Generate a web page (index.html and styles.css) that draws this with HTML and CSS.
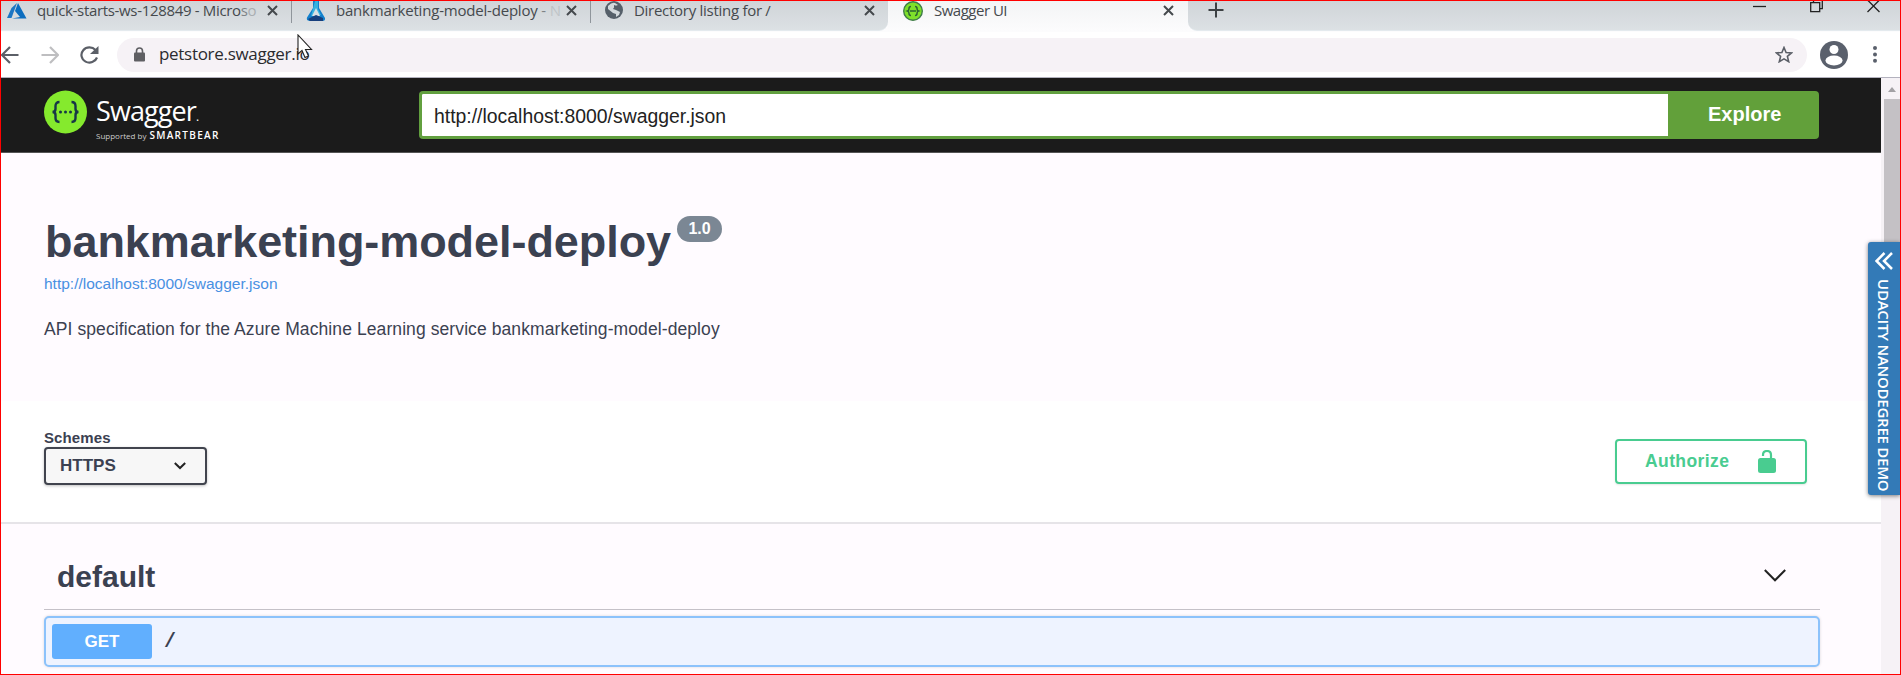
FILE: index.html
```html
<!DOCTYPE html>
<html lang="en">
<head>
<meta charset="utf-8">
<title>Swagger UI</title>
<link rel="stylesheet" href="styles.css">
</head>
<body>
<div class="frame">
  <div class="tabstrip">
    <div class="tab tab-first">
      <svg class="fav azure" width="20" height="16" viewBox="0 0 20 16"><path d="M10 0 4.500 5 0 15h4.500z" fill="#1b76c4"/><path d="M11 0 8 8l5 6-8 1.500h14.500z" fill="#0b6dbf"/></svg>
      <span class="tab-title t1">quick-starts-ws-128849 - Micro<i class="fade1">s</i><i class="fade2">o</i></span>
      <svg class="close" width="11" height="11" viewBox="0 0 11 11"><path d="M1 1l9 9M10 1l-9 9"/></svg>
    </div>
    <div class="tab tab-second">
      <svg class="fav" width="20" height="20" viewBox="0 0 20 20"><path d="M7 0h6v7l6 10q.5 3-2.500 3h-13q-3.500-.5-2.500-3.500L7 7z" fill="#1380cc"/><path d="M9 0h3v8l3 6H8l-3 1z" fill="#36b2df"/><path d="M10 7l4 8H6z" fill="#d9dfe4"/><path d="M2 18l8-4 7 3v3H4z" fill="#173f7d"/></svg>
      <span class="tab-title t2">bankmarketing-model-deploy <i class="fade1">-</i> <i class="fade3">N</i></span>
      <svg class="close" width="11" height="11" viewBox="0 0 11 11"><path d="M1 1l9 9M10 1l-9 9"/></svg>
    </div>
    <div class="tab tab-third">
      <svg class="fav" width="18" height="18" viewBox="0 0 18 18"><circle cx="9" cy="9" r="9" fill="#56606a"/><path d="M3 5q4-4 7-3l3 2-3 1-2 3 3 1 4 2-1 3-3 2v-3l-3-1-5-4z" fill="#d3d9dd"/><path d="M9 4l5 2 2 3-3-1-4-2z" fill="#56606a"/></svg>
      <span class="tab-title t3">Directory listing for /</span>
      <svg class="close" width="11" height="11" viewBox="0 0 11 11"><path d="M1 1l9 9M10 1l-9 9"/></svg>
    </div>
    <div class="tab tab-active">
      <svg class="fav" width="20" height="20" viewBox="0 0 20 20"><circle cx="10" cy="10" r="9.300" fill="#7ee02b" stroke="#3f7c49" stroke-width="1.400"/><path d="M8 5.500q-2 0-2 2t-1.500 2.500Q6 10.500 6 12.500t2 2M12 5.500q2 0 2 2t1.500 2.500Q14 10.500 14 12.500t-2 2M7 10h6" fill="none" stroke="#2c6333" stroke-width="1.500"/></svg>
      <span class="tab-title t4">Swagger UI</span>
      <svg class="close" width="11" height="11" viewBox="0 0 11 11"><path d="M1 1l9 9M10 1l-9 9"/></svg>
    </div>
    <div class="tab-rest">
      <svg class="plus" width="16" height="16" viewBox="0 0 16 16"><path d="M8 .5v15M.5 8h15"/></svg>
      <div class="window-buttons">
        <svg width="13" height="14" viewBox="0 0 13 14"><path d="M0 7.500h13"/></svg>
        <svg width="13" height="14" viewBox="0 0 13 14"><path d="M.7 3.700h9v9h-9zM3.500 3.500V.7h8.800v9H10"/></svg>
        <svg width="13" height="14" viewBox="0 0 13 14"><path d="M.5 1l12 12M12.500 1l-12 12"/></svg>
      </div>
    </div>
  </div>

  <div class="toolbar">
    <svg class="back" width="18" height="18" viewBox="0 0 18 18"><path d="M17.500 9H1.500M9 1 1 9l8 8"/></svg>
    <svg class="forward" width="18" height="18" viewBox="0 0 18 18"><path d="M.5 9h16M9 1l8 8-8 8"/></svg>
    <svg class="reload" width="19" height="18" viewBox="0 0 19 18"><path d="M15.500 4A8 7.600 0 1 0 17 11.500" /><path class="tip" d="M18.500 0v8H10z"/></svg>
    <div class="address">
      <svg width="11" height="15" viewBox="0 0 11 15"><path d="M2.500 6V4q0-3 3-3t3 3v2" fill="none" stroke="#5f5f63" stroke-width="1.600"/><rect y="5.500" width="11" height="9" rx="1" fill="#5f5f63"/></svg>
      <span class="url">petstore.swagger.io</span>
      <svg class="star" width="18" height="17" viewBox="0 0 18 17"><path d="M9 1.500l2.100 5 5.400.4-4.100 3.500 1.300 5.300L9 12.900l-4.700 2.800 1.300-5.300L1.500 6.900l5.400-.4z"/></svg>
    </div>
    <svg class="avatar" width="28" height="28" viewBox="0 0 28 28"><circle cx="14" cy="14" r="14" fill="#5a606c"/><circle cx="14" cy="8.500" r="4.500" fill="#fff"/><ellipse cx="14" cy="19.500" rx="8.500" ry="5" fill="#fff"/></svg>
    <svg class="kebab" width="4" height="17" viewBox="0 0 4 17"><circle cx="2" cy="2" r="2"/><circle cx="2" cy="8.500" r="2"/><circle cx="2" cy="14.700" r="2"/></svg>
  </div>

  <div class="viewport">
    <div class="page">
      <header class="topbar">
        <svg class="logo-mark" width="43" height="44" viewBox="0 0 43 44"><circle cx="21.500" cy="22" r="21.500" fill="#85ea2d"/><g fill="none" stroke="#173647" stroke-width="2.400"><path d="M15.500 12q-4 0-4 4v3q0 3-3 3 3 0 3 3v3q0 4 4 4M27.500 12q4 0 4 4v3q0 3 3 3-3 0-3 3v3q0 4-4 4"/></g><g fill="#173647"><circle cx="16.500" cy="22" r="1.500"/><circle cx="21.500" cy="22" r="1.500"/><circle cx="26.500" cy="22" r="1.500"/></g></svg>
        <div class="logo-text">
          <div class="brand">Swagger<small>.</small></div>
          <div class="support"><span>Supported by</span><b>SMARTBEAR</b></div>
        </div>
        <div class="url-form">
          <div class="url-input"><span>http://localhost:8000/swagger.json</span></div>
          <div class="explore"><span>Explore</span></div>
        </div>
      </header>

      <section class="info">
        <div class="title-row"><h1>bankmarketing-model-deploy</h1><span class="version"><span>1.0</span></span></div>
        <a class="spec-link">http://localhost:8000/swagger.json</a>
        <p class="description">API specification for the Azure Machine Learning service bankmarketing-model-deploy</p>
      </section>

      <section class="schemes">
        <div>
          <div class="schemes-label">Schemes</div>
          <div class="select"><span>HTTPS</span><svg width="12" height="8" viewBox="0 0 12 8"><path d="M.8 1l5.200 5 5.200-5"/></svg></div>
        </div>
        <div class="authorize"><span>Authorize</span><svg width="18" height="23" viewBox="0 0 18 23"><path d="M5 6V5q0-4 4-4t4 4v5" fill="none" stroke="#49cc90" stroke-width="2.200"/><rect y="8" width="18" height="15" rx="2.500" fill="#49cc90"/></svg></div>
      </section>

      <section class="operations">
        <div class="tag"><h2>default</h2><svg width="22" height="13" viewBox="0 0 22 13"><path d="M.8 1 11 11.300 21.200 1"/></svg></div>
        <div class="opblock"><div class="method"><span>GET</span></div><span class="path">/</span></div>
      </section>
    </div>
    <div class="scrollbar"><div class="arrow"></div><div class="thumb"></div></div>
  </div>

  <svg class="cursor" width="17" height="28" viewBox="0 0 17 28"><path d="M1 1v19l4-3.500L8 23.500l3.500-1.500-3-6.500H14.500z" fill="#fff" stroke="#222" stroke-width="1.100"/></svg>
  <div class="ribbon">
    <svg width="18" height="18" viewBox="0 0 18 18"><path d="M9.500 1 1.500 9l8 8M17 1 9 9l8 8"/></svg>
    <span>UDACITY NANODEGREE DEMO</span>
  </div>
</div>
</body>
</html>
```
FILE: styles.css
```css
* { box-sizing: border-box; }
body { margin: 0; font-family: "Liberation Sans", Arial, sans-serif; color: #3b4151; }
svg { display: block; flex: none; }
span, h1, h2, a, p { white-space: nowrap; }
.frame { position: relative; width: 1901px; height: 675px; border: 1px solid #f00; overflow: hidden; display: flex; flex-direction: column; background: #fffbff; }

.tabstrip { display: flex; height: 31px; flex: none; background: #fcfcfd; }
.tab { display: flex; align-items: flex-start; height: 30px; background: linear-gradient(#d0d4d8, #dce1e4); border-bottom: 1px solid #e4eaee; }
.tab-first { width: 291px; padding-left: 6px; }
.tab-second { width: 299px; padding-left: 14px; }
.tab-first::after, .tab-second::after { content: ""; width: 1px; height: 22px; background: #8f959b; margin-left: auto; }
.tab-third { width: 297px; padding-left: 14px; border-radius: 0 0 9px 0; }
.tab-active { width: 300px; padding-left: 15px; background: linear-gradient(#f3f4f5, #fcfcfd); border: 0; }
.azure { margin-top: 2px; }
.tab-title { font-family: "Open Sans", "Noto Sans", sans-serif; font-size: 15px; line-height: 20px; margin-top: -1px; color: #45494d; }
.tab-title i { font-style: normal; }
.fade1 { opacity: .6; }
.fade2 { opacity: .3; }
.fade3 { opacity: .15; }
.t1 { margin-left: 10px; width: 220px; letter-spacing: -.33px; }
.t2 { margin-left: 10px; width: 220px; letter-spacing: -.2px; }
.t3 { margin-left: 11px; width: 220px; letter-spacing: -.28px; }
.t4 { margin-left: 11px; width: 220px; letter-spacing: -.5px; }
.close { margin: 4px 0 0 10px; }
.close path { fill: none; stroke: #45494d; stroke-width: 2; }
.tab-active .close { margin-left: 9px; }
.tab-rest { flex: 1; display: flex; justify-content: space-between; height: 30px; padding: 0 20px; background: linear-gradient(#d0d4d8, #dce1e4); border-bottom: 1px solid #e4eaee; border-radius: 0 0 0 9px; }
.plus { margin-top: 1px; }
.plus path { stroke: #3c4043; stroke-width: 2; }
.window-buttons { display: flex; gap: 44px; margin-top: -2px; }
.window-buttons path { fill: none; stroke: #222; stroke-width: 1.3; }

.toolbar { display: flex; align-items: center; height: 46px; flex: none; background: #fff; border-bottom: 1px solid #b3b2be; }
.back path, .forward path, .reload path { fill: none; stroke: #5b5f67; stroke-width: 2.2; }
.forward { margin-left: 22px; }
.forward path { stroke: #bebec0; }
.reload { margin-left: 21px; }
.reload .tip { fill: #5b5f67; stroke: none; }
.address { display: flex; align-items: center; width: 1690px; height: 34px; margin-left: 18px; border-radius: 17px; background: #f6f2f6; padding: 0 14px 0 17px; }
.url { font: 17px/22px "Open Sans", "Noto Sans", sans-serif; letter-spacing: -.3px; color: #2b2b2f; margin: -1px 0 0 14px; }
.star { margin-left: auto; }
.star path { fill: none; stroke: #5b5f67; stroke-width: 1.6; }
.avatar { margin-left: 13px; }
.kebab { margin-left: 25px; fill: #5a606c; }

.viewport { display: flex; flex: 1; min-height: 0; }
.page { width: 1880px; }
.topbar { display: flex; height: 75px; background: #1b1b1b; padding-left: 43px; border-bottom: 1px solid #555; }
.logo-mark { margin-top: 12px; }
.logo-text { width: 332px; padding-left: 9px; color: #fff; font-family: "Open Sans", sans-serif; }
.brand { height: 51px; padding-top: 15px; font-size: 27px; line-height: 36px; letter-spacing: -.9px; }
.brand small { font-size: 12px; }
.support { display: flex; align-items: baseline; line-height: 12px; gap: 3px; }
.support span { font-size: 8px; color: #ccc; }
.support b { font-size: 10px; font-weight: 600; letter-spacing: 1.3px; }
.url-form { display: flex; width: 1400px; height: 48px; margin-top: 13px; }
.url-input { width: 1249px; border: 3px solid #62a03f; border-right: 0; border-radius: 4px 0 0 4px; background: #fff; padding-left: 12px; font-size: 19.4px; line-height: 44px; color: #222; }
.explore { flex: 1; border-radius: 0 4px 4px 0; background: #62a03a; color: #fff; font-weight: bold; font-size: 20px; line-height: 47px; padding-left: 40px; }

.info { height: 248px; padding: 59px 0 0 43px; }
.title-row { display: flex; align-items: flex-start; }
h1 { margin: 0 0 0 1px; font-size: 45px; line-height: 60px; letter-spacing: -.06px; }
.version { width: 45px; height: 26px; margin: 4px 0 0 6px; border-radius: 13px; background: #7b8794; color: #fff; font-size: 16px; font-weight: bold; line-height: 26px; text-align: center; }
.spec-link { display: block; font-size: 15.5px; line-height: 20px; margin-top: 2px; color: #4990e2; }
.description { margin: 24px 0 0; font-size: 17.5px; line-height: 22px; letter-spacing: .09px; }

.schemes { display: flex; justify-content: space-between; height: 123px; padding: 27px 74px 0 43px; background: #fff; border-bottom: 2px solid #e6e4e8; }
.schemes-label { font-size: 15px; font-weight: bold; line-height: 19px; letter-spacing: .1px; }
.select { display: flex; align-items: center; justify-content: space-between; width: 163px; height: 38px; border: 2px solid #41444e; border-radius: 4px; background: #f7f7f7; box-shadow: 0 1px 3px rgba(0,0,0,.25); padding: 0 19px 0 14px; font-size: 17px; font-weight: bold; }
.select path, .tag path { fill: none; stroke: #222; stroke-width: 2; }
.authorize { display: flex; align-items: center; justify-content: space-between; width: 192px; height: 45px; margin-top: 11px; border: 2px solid #49cc90; border-radius: 4px; box-shadow: 0 1px 2px rgba(0,0,0,.1); color: #49cc90; font-size: 17.5px; letter-spacing: .4px; font-weight: bold; padding: 0 29px 0 28px; }

.operations { padding: 0 61px 0 43px; }
.tag { display: flex; align-items: center; justify-content: space-between; height: 86px; border-bottom: 1px solid #c5c1c8; padding: 20px 34px 0 13px; }
.tag svg { margin-top: -2px; }
h2 { margin: 0; font-size: 30px; line-height: 36px; }
.opblock { display: flex; align-items: center; height: 51px; margin-top: 6px; border: 2px solid #8cc2fb; border-radius: 5px; background: #eef3ff; padding-left: 6px; box-shadow: 0 0 3px rgba(0,0,0,.15); }
.method { width: 100px; height: 35px; border-radius: 3px; background: #61affe; color: #fff; font-size: 17px; font-weight: bold; line-height: 36px; text-align: center; }
.path { margin-left: 12px; font: bold 20px "Liberation Mono", monospace; }

.scrollbar { display: flex; flex-direction: column; align-items: center; width: 19px; background: #f6f2f6; padding-left: 2px; }
.arrow { width: 0; height: 0; margin-top: 9px; border: 4px solid transparent; border-top: 0; border-bottom: 5px solid #a3a1a5; }
.thumb { width: 16px; height: 170px; margin-top: 7px; background: #c4c1c5; }

.cursor { position: absolute; left: 296px; top: 33px; }
.ribbon { position: absolute; left: 1867px; top: 241px; width: 32px; height: 253px; display: flex; flex-direction: column; align-items: center; padding-top: 10px; gap: 9px; border-radius: 3px 0 0 3px; background: #337ab7; box-shadow: 0 1px 4px rgba(0,0,0,.5); color: #fff; }
.ribbon path { fill: none; stroke: #fff; stroke-width: 2.5; }
.ribbon span { writing-mode: vertical-rl; font: 600 15px/20px "Open Sans", sans-serif; letter-spacing: -.25px; }
```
• • • • • • •
◆ Task details
Reply with nothing but the number of lines in the data above that contain "styles".

◆ Answer to the problem
3